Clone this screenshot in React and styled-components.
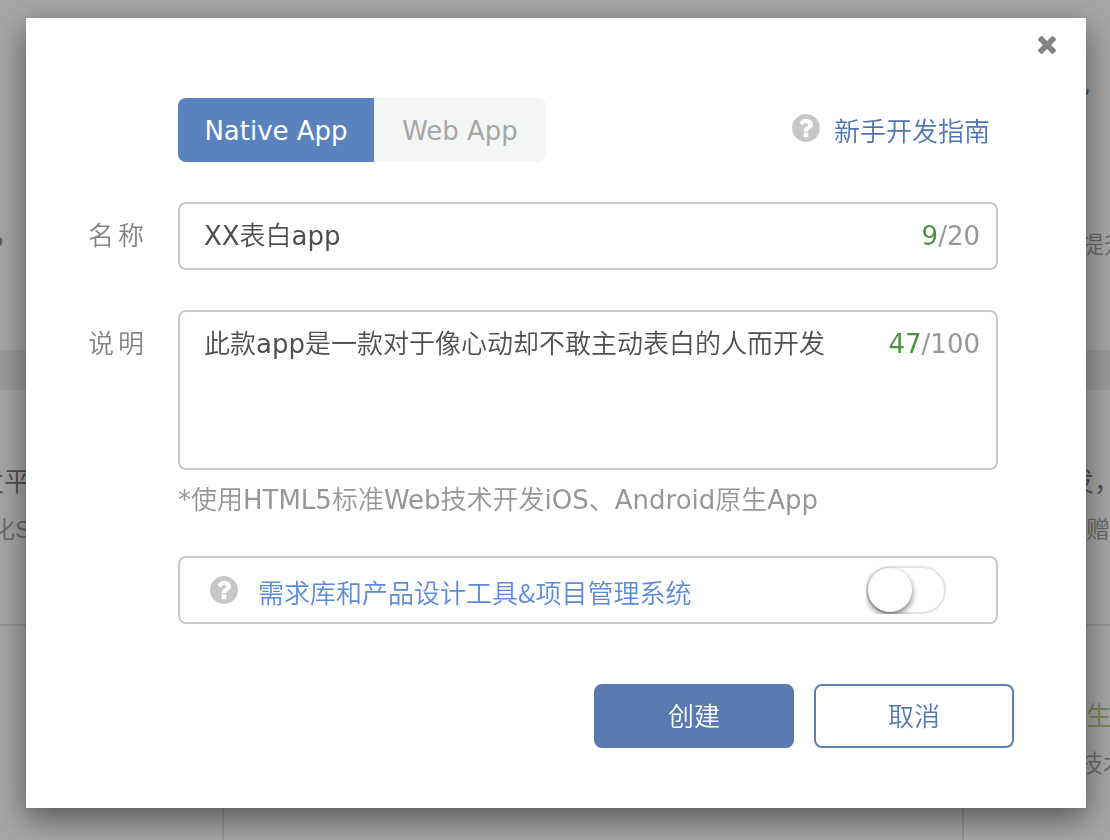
import React, { useState } from 'react'
import styled, { createGlobalStyle } from 'styled-components'

const GlobalStyle = createGlobalStyle`
  * {
    box-sizing: border-box;
  }
  body {
    margin: 0;
    background: #fff;
    font-family: 'DejaVu Sans', 'Noto Sans CJK SC DemiLight', 'Noto Sans CJK SC', sans-serif;
    font-size: 26px;
    line-height: 36px;
    color: #4f4f4f;
  }
  button, input, textarea {
    font: inherit;
    color: inherit;
  }
`

// Page under the dialog
const Page = styled.div`
  display: flex;
  flex-direction: column;
  min-height: 100vh;
  overflow: hidden;
  font-family: 'Liberation Sans', 'Noto Sans CJK SC DemiLight', 'Noto Sans CJK SC', sans-serif;
  font-size: 24px;
`

const Intro = styled.section`
  display: flex;
  flex-direction: column;
  gap: 125px;
  height: 350px;
  padding-top: 66px;
`

const Band = styled.div`
  height: 40px;
  background: #eee;
`

const Features = styled.section`
  display: flex;
  flex-direction: column;
  gap: 12px;
  height: 236px;
  padding-top: 74px;
  border-bottom: 2px solid #e4e4e4;
`

const PageRow = styled.div`
  display: flex;
  justify-content: space-between;
  font-size: ${p => (p.$large ? 26 : 24)}px;
  color: ${p => (p.$large ? '#777' : '#a4a4a4')};
`

const Edge = styled.span`
  display: flex;
  justify-content: ${p => (p.$end ? 'flex-end' : 'flex-start')};
  width: ${p => p.$width}px;
  white-space: nowrap;
`

const Columns = styled.section`
  display: grid;
  grid-template-columns: 1fr 740px 148px;
  flex: 1;
`

const Column = styled.div`
  display: flex;
  flex-direction: column;
  align-items: flex-end;
  gap: 12px;
  padding-top: 72px;
  border-left: ${p => (p.$line ? '2px solid #e4e4e4' : '0')};
  color: #a4a4a4;
`

const Green = styled.span`
  font-size: 26px;
  color: #b9cc8a;
`

const Strong = styled.strong`
  color: #8c8c8c;
`

// Dialog
const Overlay = styled.div`
  position: fixed;
  inset: 0;
  overflow: auto;
  padding: 18px 24px 32px 26px;
  background: rgba(0, 0, 0, 0.35);
`

const Dialog = styled.form`
  background: #fff;
  box-shadow: 0 10px 30px rgba(0, 0, 0, 0.5);
`

const Header = styled.header`
  display: flex;
  justify-content: flex-end;
  align-items: flex-start;
  height: 80px;
  padding: 18px 30px 0;
`

const Close = styled.button`
  display: flex;
  padding: 0;
  border: 0;
  background: none;
  color: #858585;
  cursor: pointer;
`

const Body = styled.div`
  display: grid;
  grid-template-columns: 56px 1fr;
  column-gap: 34px;
  padding: 0 88px 0 62px;
`

const TopBar = styled.div`
  grid-column: 2;
  display: flex;
  justify-content: space-between;
  align-items: flex-start;
  padding-right: 8px;
  margin-bottom: 40px;
`

const Tabs = styled.div`
  display: grid;
  grid-template-columns: 196px 172px;
  overflow: hidden;
  border-radius: 8px;
`

const Tab = styled.button`
  height: 64px;
  padding: 2px 0 0;
  border: 0;
  background: ${p => (p.$active ? '#5a82bd' : '#f4f6f6')};
  color: ${p => (p.$active ? '#fff' : '#a6a6a6')};
  cursor: pointer;
`

const HelpLink = styled.a`
  display: flex;
  align-items: center;
  gap: ${p => p.$gap}px;
  height: 60px;
  font-family: 'Noto Sans CJK SC DemiLight', 'Noto Sans CJK SC', sans-serif;
  color: ${p => p.$color};
  text-decoration: none;
`

const HelpText = styled.span`
  padding-top: 4px;
`

const Label = styled.label`
  padding-top: 16px;
  color: #858585;
  text-align: justify;
  text-align-last: justify;
`

const Field = styled.div`
  display: flex;
  align-items: flex-start;
  height: ${p => (p.$tall ? 160 : 68)}px;
  padding: 14px 16px 14px 24px;
  margin-bottom: ${p => (p.$tall ? 12 : 40)}px;
  border: 2px solid #c9c9c9;
  border-radius: 8px;
`

const TextInput = styled.input`
  flex: 1;
  min-width: 0;
  height: 36px;
  padding: 0;
  border: 0;
  outline: 0;
  background: none;
`

const TextArea = styled.textarea`
  flex: 1;
  min-width: 0;
  height: 100%;
  padding: 0;
  border: 0;
  outline: 0;
  resize: none;
  background: none;
`

const Counter = styled.span`
  color: #979797;
`

const Count = styled.span`
  color: #4a9440;
`

const Hint = styled.p`
  grid-column: 2;
  margin: 0 0 38px;
  color: #979797;
`

const Option = styled.div`
  grid-column: 2;
  display: flex;
  justify-content: space-between;
  align-items: center;
  height: 68px;
  padding: 0 50px 0 30px;
  border: 2px solid #c9c9c9;
  border-radius: 8px;
`

const Switch = styled.input`
  appearance: none;
  width: 80px;
  height: 48px;
  margin: 0;
  border: 2px solid #e3e3e3;
  border-radius: 24px;
  clip-path: inset(0);
  cursor: pointer;

  &::before {
    content: '';
    display: block;
    width: 44px;
    height: 44px;
    margin-left: ${p => (p.checked ? 32 : 0)}px;
    border-radius: 50%;
    background: #fff;
    box-shadow: 0 3px 6px rgba(0, 0, 0, 0.55);
  }
`

const Actions = styled.footer`
  display: flex;
  justify-content: flex-end;
  gap: 20px;
  padding: 60px 72px;
`

const Action = styled.button`
  width: 200px;
  height: 64px;
  padding: 2px 0 0;
  border: 2px solid ${p => (p.$primary ? '#587ab0' : '#5a82b8')};
  border-radius: 8px;
  background: ${p => (p.$primary ? '#587ab0' : '#fff')};
  color: ${p => (p.$primary ? '#fff' : '#587ab0')};
  cursor: pointer;
`

const HelpIcon = () => (
  <svg width="28" height="28" viewBox="0 128 1536 1536" fill="#c6c7c8" aria-hidden="true">
    <path d="M896 1376v-192q0-14-9-23t-23-9H672q-14 0-23 9t-9 23v192q0 14 9 23t23 9h192q14 0 23-9t9-23zm256-672q0-88-55.5-163T958 425t-170-41q-243 0-371 213-15 24 8 42l132 100q7 6 19 6 16 0 25-12 53-68 86-92 34-24 86-24 48 0 85.5 26t37.5 59q0 38-20 61t-68 45q-63 28-115.5 86.5T640 1020v36q0 14 9 23t23 9h192q14 0 23-9t9-23q0-19 21.5-49.5T972 957q32-18 49-28.5t46-35 44.5-48 28-60.5 12.5-81zm384 192q0 209-103 385.5T1153.5 1561 768 1664t-385.5-103T103 1281.5 0 896t103-385.5T382.5 231 768 128t385.5 103T1433 510.5 1536 896z" />
  </svg>
)

const CloseIcon = () => (
  <svg width="18" height="18" viewBox="110 366 1188 1188" fill="currentColor" aria-hidden="true">
    <path d="M1298 1322q0 40-28 68l-136 136q-28 28-68 28t-68-28L704 1232l-294 294q-28 28-68 28t-68-28l-136-136q-28-28-28-68t28-68l294-294-294-294q-28-28-28-68t28-68l136-136q28-28 68-28t68 28l294 294 294-294q28-28 68-28t68 28l136 136q28 28 28 68t-28 68L976 960l294 294q28 28 28 68z" />
  </svg>
)

const Backdrop = () => (
  <Page aria-hidden="true">
    <Intro>
      <PageRow $large>
        <Edge />
        <Edge $width={46}>见</Edge>
      </PageRow>
      <PageRow>
        <Edge $end $width={3}><Strong>P</Strong></Edge>
        <Edge $width={30}>提升</Edge>
      </PageRow>
    </Intro>
    <Band />
    <Features>
      <PageRow $large>
        <Edge $end $width={30}>发平</Edge>
        <Edge $width={42}>发，</Edge>
      </PageRow>
      <PageRow>
        <Edge $end $width={31}>化S</Edge>
        <Edge $width={24}>赠</Edge>
      </PageRow>
    </Features>
    <Columns>
      <Column />
      <Column $line />
      <Column $line>
        <Edge $width={24}><Green>生</Green></Edge>
        <Edge $width={31}>技术</Edge>
      </Column>
    </Columns>
  </Page>
)

const App = () => {
  const [type, setType] = useState('native')
  const [name, setName] = useState('XX表白app')
  const [desc, setDesc] = useState('此款app是一款对于像心动却不敢主动表白的人而开发')
  const [tools, setTools] = useState(false)

  return (
    <>
      <GlobalStyle />
      <Backdrop />
      <Overlay>
        <Dialog role="dialog" onSubmit={e => e.preventDefault()}>
          <Header>
            <Close type="button" aria-label="关闭"><CloseIcon /></Close>
          </Header>
          <Body>
            <TopBar>
              <Tabs>
                <Tab type="button" $active={type === 'native'} onClick={() => setType('native')}>Native App</Tab>
                <Tab type="button" $active={type === 'web'} onClick={() => setType('web')}>Web App</Tab>
              </Tabs>
              <HelpLink href="#guide" $color="#4f76b3" $gap={14}>
                <HelpIcon />
                <HelpText>新手开发指南</HelpText>
              </HelpLink>
            </TopBar>
            <Label htmlFor="name">名称</Label>
            <Field>
              <TextInput id="name" value={name} onChange={e => setName(e.target.value)} />
              <Counter><Count>9</Count>/20</Counter>
            </Field>
            <Label htmlFor="desc">说明</Label>
            <Field $tall>
              <TextArea id="desc" value={desc} onChange={e => setDesc(e.target.value)} />
              <Counter><Count>47</Count>/100</Counter>
            </Field>
            <Hint>*使用HTML5标准Web技术开发iOS、Android原生App</Hint>
            <Option>
              <HelpLink href="#tools" $color="#5b8bdc" $gap={20}>
                <HelpIcon />
                <HelpText>需求库和产品设计工具&amp;项目管理系统</HelpText>
              </HelpLink>
              <Switch
                type="checkbox"
                role="switch"
                aria-label="需求库和产品设计工具&项目管理系统"
                checked={tools}
                onChange={e => setTools(e.target.checked)}
              />
            </Option>
          </Body>
          <Actions>
            <Action type="submit" $primary>创建</Action>
            <Action type="button">取消</Action>
          </Actions>
        </Dialog>
      </Overlay>
    </>
  )
}

export default App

==============================

TASK BRIEF. Say how many lines of the material contain the word "components", with no other text.

PROBLEM SOLUTION. 2